Choose color with depth. Choose fabric with movement. Choose sleeves or layers with intention. Keep the accessories warm, edited, and venue-smart. And please remember: autumn does not require you to dress like a cinnamon stick with earrings. You can be seasonal without becoming decorative produce.

The dress should feel like you, but in richer lighting. That is the magic. Not louder. Not heavier.

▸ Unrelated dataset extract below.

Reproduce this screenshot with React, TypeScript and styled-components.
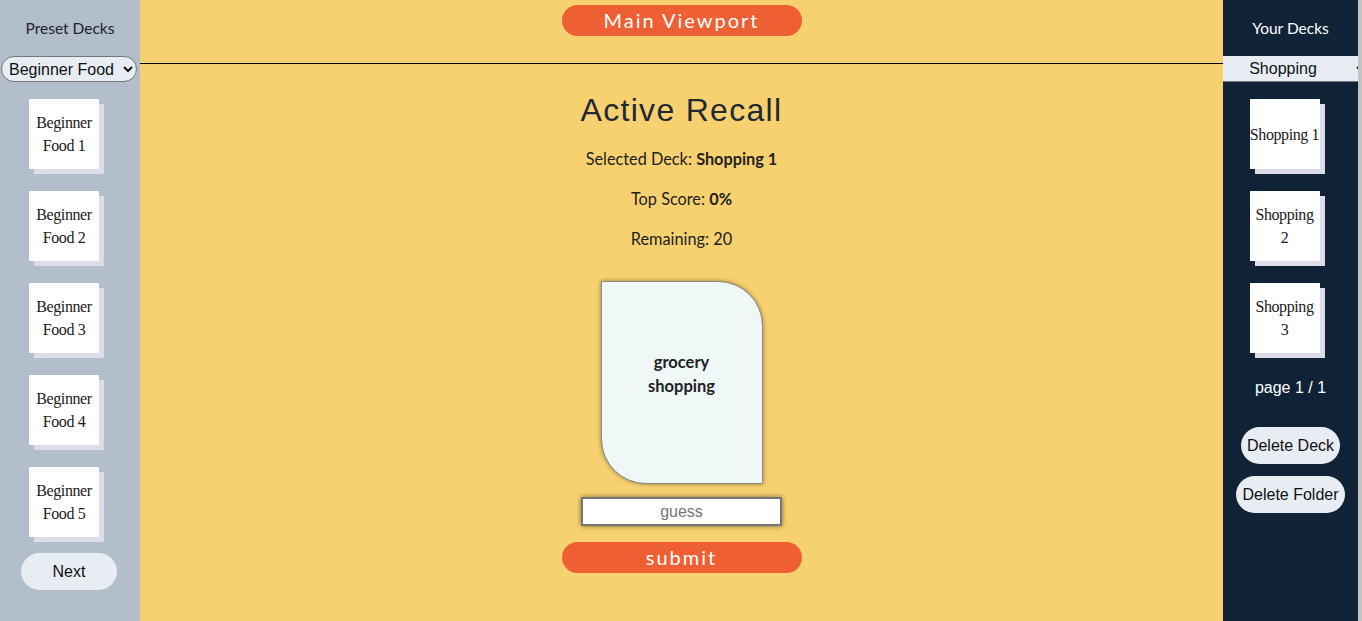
import React from "react";
import styled, { createGlobalStyle } from "styled-components";

const GlobalStyle = createGlobalStyle`
  html, body { margin: 0; padding: 0; }
  body { font-family: "Liberation Sans", Arial, sans-serif; overflow: hidden; }
  * { box-sizing: border-box; }
`;

const Layout = styled.div`
  display: grid;
  grid-template-columns: 140px 1fr 139px;
  height: 621px;
  width: 1362px;
`;

const Sidebar = styled.aside<{ $dark?: boolean }>`
  background: ${(p) => (p.$dark ? "#102236" : "#b2beca")};
  color: ${(p) => (p.$dark ? "#ffffff" : "#1c2230")};
  display: flex;
  flex-direction: column;
  align-items: center;
  overflow: hidden;
  border-right: ${(p) => (p.$dark ? "4px solid #c3c3c3" : "none")};
`;

const SideTitle = styled.div`
  font-family: Lato, "Noto Sans", sans-serif;
  font-size: 15.5px;
  line-height: 18px;
  margin-top: 19px;
`;

const DeckSelect = styled.select<{ $square?: boolean }>`
  margin-top: 19px;
  height: 26px;
  font-family: "Liberation Sans", Arial, sans-serif;
  font-size: 16px;
  color: #111;
  background: #e8edf4;
  border: 1px solid #777;
  border-radius: ${(p) => (p.$square ? "0" : "13px")};
  width: ${(p) => (p.$square ? "146px" : "136px")};
  margin-right: ${(p) => (p.$square ? "0" : "2px")};
  align-self: ${(p) => (p.$square ? "flex-start" : "center")};
  text-align: ${(p) => (p.$square ? "center" : "left")};
  text-align-last: ${(p) => (p.$square ? "center" : "left")};
  padding: ${(p) => (p.$square ? "0 14px 0 0" : "0 2px 0 3px")};
  ${(p) => (p.$square ? "border-left: none; border-right: none; border-top: none;" : "")}
  outline: none;
`;

const DeckList = styled.div`
  margin-top: 17px;
  display: flex;
  flex-direction: column;
  gap: 22px;
  align-items: center;
`;

const DeckCard = styled.div`
  width: 70px;
  height: 70px;
  margin-right: 12px;
  background: #ffffff;
  box-shadow: 5px 5px 0 #dedce8;
  display: flex;
  flex-direction: column;
  align-items: center;
  justify-content: center;
  font-family: "Liberation Serif", "DejaVu Serif", serif;
  font-size: 16px;
  line-height: 23px;
  letter-spacing: -0.4px;
  color: #1a1a1a;
  text-align: center;
  white-space: nowrap;
`;

const PillButton = styled.button<{ $width?: number }>`
  height: 37px;
  border: none;
  border-radius: 19px;
  background: #e8edf4;
  color: #111;
  font-family: "Liberation Sans", Arial, sans-serif;
  font-size: 16px;
  padding: 0 6px;
  width: ${(p) => (p.$width ? `${p.$width}px` : "auto")};
  cursor: pointer;
`;

const NextButton = styled(PillButton)`
  margin-top: 16px;
  margin-right: 2px;
`;

const PageInfo = styled.div`
  margin-top: 26px;
  font-family: "Liberation Sans", Arial, sans-serif;
  font-size: 16px;
  line-height: 18px;
`;

const ButtonStack = styled.div`
  margin-top: 30px;
  display: flex;
  flex-direction: column;
  align-items: center;
  gap: 12px;
`;

const Main = styled.main`
  background: #f7d170;
  display: flex;
  flex-direction: column;
  align-items: center;
`;

const Header = styled.header`
  width: 100%;
  height: 64px;
  border-bottom: 1px solid #000;
  display: flex;
  justify-content: center;
  align-items: flex-start;
`;

const OrangeButton = styled.button<{ $top?: number }>`
  margin-top: ${(p) => p.$top ?? 0}px;
  width: 240px;
  height: 31px;
  border: none;
  border-radius: 16px;
  background: #ee6033;
  color: #fff;
  font-family: Lato, "Noto Sans", sans-serif;
  font-size: 20px;
  letter-spacing: 2px;
  line-height: 31px;
  padding: 0;
  cursor: pointer;
`;

const Title = styled.h1`
  margin: 28px 0 0;
  font-family: "Liberation Sans", Arial, sans-serif;
  font-weight: 400;
  font-size: 32px;
  line-height: 37px;
  letter-spacing: 1.3px;
  color: #1f2833;
`;

const Stat = styled.p<{ $top: number }>`
  margin: ${(p) => p.$top}px 0 0;
  font-family: Lato, "Noto Sans", sans-serif;
  font-size: 16.3px;
  line-height: 20px;
  color: #222;
  b { font-weight: 700; }
`;

const FlashCard = styled.div`
  margin-top: 32px;
  width: 162px;
  height: 203px;
  background: #eff7f7;
  border: 1px solid #8a8a80;
  border-radius: 0 45px 0 45px;
  box-shadow: 0 0 4px rgba(60, 50, 20, 0.55);
  display: flex;
  align-items: center;
  justify-content: center;
  padding: 0 34px 18px;
  text-align: center;
  font-family: Lato, "Noto Sans", sans-serif;
  font-weight: 700;
  font-size: 16.5px;
  line-height: 24px;
  color: #222;
`;

const GuessInput = styled.input`
  margin-top: 13px;
  width: 201px;
  height: 29px;
  border: 2px solid #777;
  background: #fff;
  box-shadow: 0 0 5px rgba(0, 0, 0, 0.5);
  text-align: center;
  font-family: "Liberation Sans", Arial, sans-serif;
  font-size: 16px;
  outline: none;
  &::placeholder { color: #757575; }
`;

const presetDecks = [
  ["Beginner", "Food 1"],
  ["Beginner", "Food 2"],
  ["Beginner", "Food 3"],
  ["Beginner", "Food 4"],
  ["Beginner", "Food 5"],
];

const userDecks = [["Shopping 1"], ["Shopping", "2"], ["Shopping", "3"]];

function Deck({ lines }: { lines: string[] }) {
  return (
    <DeckCard>
      {lines.map((l) => (
        <span key={l}>{l}</span>
      ))}
    </DeckCard>
  );
}

export default function App() {
  return (
    <>
      <GlobalStyle />
      <Layout>
        <Sidebar>
          <SideTitle>Preset Decks</SideTitle>
          <DeckSelect defaultValue="beginner-food">
            <option value="beginner-food">Beginner Food</option>
          </DeckSelect>
          <DeckList>
            {presetDecks.map((d) => (
              <Deck key={d.join(" ")} lines={d} />
            ))}
          </DeckList>
          <NextButton $width={96}>Next</NextButton>
        </Sidebar>

        <Main>
          <Header>
            <OrangeButton $top={5}>Main Viewport</OrangeButton>
          </Header>
          <Title>Active Recall</Title>
          <Stat $top={20}>
            Selected Deck: <b>Shopping 1</b>
          </Stat>
          <Stat $top={20}>
            Top Score: <b>0%</b>
          </Stat>
          <Stat $top={20}>Remaining: 20</Stat>
          <FlashCard>grocery shopping</FlashCard>
          <GuessInput placeholder="guess" />
          <OrangeButton $top={16}>submit</OrangeButton>
        </Main>

        <Sidebar $dark>
          <SideTitle>Your Decks</SideTitle>
          <DeckSelect $square defaultValue="shopping">
            <option value="shopping">Shopping</option>
          </DeckSelect>
          <DeckList>
            {userDecks.map((d) => (
              <Deck key={d.join(" ")} lines={d} />
            ))}
          </DeckList>
          <PageInfo>page 1 / 1</PageInfo>
          <ButtonStack>
            <PillButton>Delete Deck</PillButton>
            <PillButton>Delete Folder</PillButton>
          </ButtonStack>
        </Sidebar>
      </Layout>
    </>
  );
}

Just a little more cinematic.

Fall wedding guest dresses banner with stylish guests in burgundy, emerald, dark floral, and rust outfits at a candlelit autumn estate wedding
A luxurious autumn wedding banner with rich guest dresses, candlelight, golden leaves, and elegant estate-reception atmosphere.

FAQ

What are the best fall wedding guest dresses?

The best fall wedding guest dresses include satin midis, long-sleeve floral dresses, velvet-touch dresses, wrap dresses, structured crepe dresses, and elegant maxis in rich autumn colors.

What colors are best for fall wedding guest dresses?

Burgundy, emerald, navy, chocolate, plum, copper, rust, olive, deep rose, espresso, and dark florals are excellent fall wedding guest colors. Softer warm tones can work for early fall.

Can I wear black to a fall wedding?

Yes, black can work well for a fall wedding, especially for evening, formal, city, or hotel venues. Add texture, jewelry, warm accessories, or a softer silhouette so the look feels elegant rather than severe.

What should I wear over a fall wedding guest dress?

A tailored coat, cropped blazer, elegant wrap, shawl, cape-style layer, or refined jacket can work over a fall wedding guest dress. The layer should match the dress code and look intentional in photos.

What shoes work best for a fall wedding guest outfit?

Block heels, pointed pumps, slingbacks, refined ankle-strap heels, and polished closed-toe shoes often work well for fall weddings. Choose shoes based on the venue, ground, and weather.